### TASK REQUIREMENTS
Each line containing the word "React" must be collected.

### SOURCE EXCERPT
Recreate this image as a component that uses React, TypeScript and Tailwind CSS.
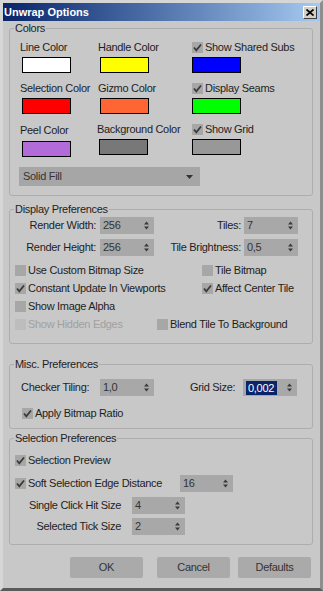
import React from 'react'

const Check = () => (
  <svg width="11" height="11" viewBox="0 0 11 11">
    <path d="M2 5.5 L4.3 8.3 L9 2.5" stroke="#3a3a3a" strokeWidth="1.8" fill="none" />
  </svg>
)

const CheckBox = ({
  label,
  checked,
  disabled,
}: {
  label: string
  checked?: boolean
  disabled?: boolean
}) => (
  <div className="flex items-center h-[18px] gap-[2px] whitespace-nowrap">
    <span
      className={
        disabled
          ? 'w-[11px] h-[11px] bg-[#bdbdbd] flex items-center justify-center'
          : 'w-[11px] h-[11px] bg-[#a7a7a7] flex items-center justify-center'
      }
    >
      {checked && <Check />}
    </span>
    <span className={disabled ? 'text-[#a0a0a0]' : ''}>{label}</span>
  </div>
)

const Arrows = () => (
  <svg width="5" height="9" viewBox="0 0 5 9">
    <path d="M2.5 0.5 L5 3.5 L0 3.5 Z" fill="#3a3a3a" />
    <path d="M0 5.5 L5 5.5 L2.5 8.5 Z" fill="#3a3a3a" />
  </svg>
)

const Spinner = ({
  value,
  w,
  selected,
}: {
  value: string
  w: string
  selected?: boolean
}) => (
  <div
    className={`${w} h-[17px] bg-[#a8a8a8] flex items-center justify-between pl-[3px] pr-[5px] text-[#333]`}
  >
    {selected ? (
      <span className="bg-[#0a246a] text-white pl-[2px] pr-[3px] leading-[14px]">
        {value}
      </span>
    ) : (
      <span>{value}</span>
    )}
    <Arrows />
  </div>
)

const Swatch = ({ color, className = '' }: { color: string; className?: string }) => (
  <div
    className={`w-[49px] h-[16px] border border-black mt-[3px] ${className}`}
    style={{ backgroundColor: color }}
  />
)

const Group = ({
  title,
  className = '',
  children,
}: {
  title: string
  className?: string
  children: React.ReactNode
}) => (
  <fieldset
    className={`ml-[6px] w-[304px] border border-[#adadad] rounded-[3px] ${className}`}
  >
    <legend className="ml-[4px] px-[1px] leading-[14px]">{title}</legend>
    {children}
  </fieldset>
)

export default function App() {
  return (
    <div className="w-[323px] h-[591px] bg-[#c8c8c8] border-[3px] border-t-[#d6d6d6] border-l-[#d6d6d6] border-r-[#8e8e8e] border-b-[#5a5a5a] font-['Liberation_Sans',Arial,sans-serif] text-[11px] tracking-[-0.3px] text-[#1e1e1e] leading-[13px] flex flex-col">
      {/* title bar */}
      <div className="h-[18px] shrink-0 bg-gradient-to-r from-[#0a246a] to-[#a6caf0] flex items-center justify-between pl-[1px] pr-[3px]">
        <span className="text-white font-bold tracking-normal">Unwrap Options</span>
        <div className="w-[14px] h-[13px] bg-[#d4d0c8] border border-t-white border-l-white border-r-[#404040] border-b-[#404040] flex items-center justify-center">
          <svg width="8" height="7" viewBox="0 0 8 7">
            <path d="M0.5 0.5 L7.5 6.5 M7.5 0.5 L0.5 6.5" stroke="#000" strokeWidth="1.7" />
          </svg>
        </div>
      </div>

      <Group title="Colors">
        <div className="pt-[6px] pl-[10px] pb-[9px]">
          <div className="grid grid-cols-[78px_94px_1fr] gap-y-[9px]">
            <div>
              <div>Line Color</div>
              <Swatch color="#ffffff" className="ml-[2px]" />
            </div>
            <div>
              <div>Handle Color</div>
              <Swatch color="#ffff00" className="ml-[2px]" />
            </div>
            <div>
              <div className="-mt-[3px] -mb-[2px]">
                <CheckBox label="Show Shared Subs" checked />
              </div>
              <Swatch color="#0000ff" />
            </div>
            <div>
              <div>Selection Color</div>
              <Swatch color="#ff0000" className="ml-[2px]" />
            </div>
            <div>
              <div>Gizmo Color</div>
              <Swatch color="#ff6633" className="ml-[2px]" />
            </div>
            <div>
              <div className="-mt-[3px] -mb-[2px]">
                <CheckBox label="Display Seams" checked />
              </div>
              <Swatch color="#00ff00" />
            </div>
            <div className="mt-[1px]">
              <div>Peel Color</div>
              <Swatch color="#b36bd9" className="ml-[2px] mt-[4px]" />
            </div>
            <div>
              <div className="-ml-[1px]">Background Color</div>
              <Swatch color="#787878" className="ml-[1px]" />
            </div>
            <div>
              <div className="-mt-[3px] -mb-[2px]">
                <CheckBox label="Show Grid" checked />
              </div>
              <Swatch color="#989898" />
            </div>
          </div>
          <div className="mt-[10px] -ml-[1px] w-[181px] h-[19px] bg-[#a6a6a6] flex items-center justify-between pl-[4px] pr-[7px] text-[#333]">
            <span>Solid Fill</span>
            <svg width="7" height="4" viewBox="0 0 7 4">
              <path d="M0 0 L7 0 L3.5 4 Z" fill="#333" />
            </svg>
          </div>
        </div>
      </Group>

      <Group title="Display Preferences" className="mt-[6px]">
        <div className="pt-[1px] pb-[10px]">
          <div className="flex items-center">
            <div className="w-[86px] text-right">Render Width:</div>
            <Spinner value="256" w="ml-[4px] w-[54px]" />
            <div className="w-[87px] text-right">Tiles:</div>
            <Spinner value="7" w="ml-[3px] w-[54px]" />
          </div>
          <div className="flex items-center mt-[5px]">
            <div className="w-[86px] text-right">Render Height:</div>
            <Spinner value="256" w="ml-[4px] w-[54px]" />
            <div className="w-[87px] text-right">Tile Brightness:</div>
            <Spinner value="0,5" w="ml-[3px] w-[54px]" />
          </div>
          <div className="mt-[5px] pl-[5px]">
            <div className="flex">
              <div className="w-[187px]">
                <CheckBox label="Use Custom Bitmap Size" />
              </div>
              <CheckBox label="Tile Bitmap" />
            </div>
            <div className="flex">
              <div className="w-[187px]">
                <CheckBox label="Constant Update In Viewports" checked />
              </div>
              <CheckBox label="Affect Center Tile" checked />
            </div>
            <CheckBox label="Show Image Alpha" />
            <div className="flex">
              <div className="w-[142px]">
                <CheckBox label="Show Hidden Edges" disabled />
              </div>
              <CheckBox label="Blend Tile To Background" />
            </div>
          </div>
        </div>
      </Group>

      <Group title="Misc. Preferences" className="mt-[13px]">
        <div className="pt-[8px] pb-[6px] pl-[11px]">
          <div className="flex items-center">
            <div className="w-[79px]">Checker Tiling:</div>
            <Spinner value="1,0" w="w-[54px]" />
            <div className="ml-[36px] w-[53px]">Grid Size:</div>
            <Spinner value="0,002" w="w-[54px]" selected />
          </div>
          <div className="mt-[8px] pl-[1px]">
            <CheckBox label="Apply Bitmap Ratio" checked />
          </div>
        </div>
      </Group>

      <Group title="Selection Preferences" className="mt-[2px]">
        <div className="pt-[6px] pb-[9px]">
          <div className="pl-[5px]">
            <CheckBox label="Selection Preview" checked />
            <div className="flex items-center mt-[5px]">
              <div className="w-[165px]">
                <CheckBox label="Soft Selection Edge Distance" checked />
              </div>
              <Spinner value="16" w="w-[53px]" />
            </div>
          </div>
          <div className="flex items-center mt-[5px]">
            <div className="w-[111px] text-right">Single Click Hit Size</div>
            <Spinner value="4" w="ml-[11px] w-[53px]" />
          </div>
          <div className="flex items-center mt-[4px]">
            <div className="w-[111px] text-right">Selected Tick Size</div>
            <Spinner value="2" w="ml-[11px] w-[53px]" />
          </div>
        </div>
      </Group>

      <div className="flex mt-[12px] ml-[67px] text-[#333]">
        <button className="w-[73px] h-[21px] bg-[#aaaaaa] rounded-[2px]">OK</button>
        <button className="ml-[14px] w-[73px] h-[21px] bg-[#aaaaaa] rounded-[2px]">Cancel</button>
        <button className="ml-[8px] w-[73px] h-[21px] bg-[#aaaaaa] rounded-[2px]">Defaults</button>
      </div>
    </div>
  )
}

### ANSWER TO THIS PROBLEM
Recreate this image as a component that uses React, TypeScript and Tailwind CSS.
import React from 'react'
  children: React.ReactNode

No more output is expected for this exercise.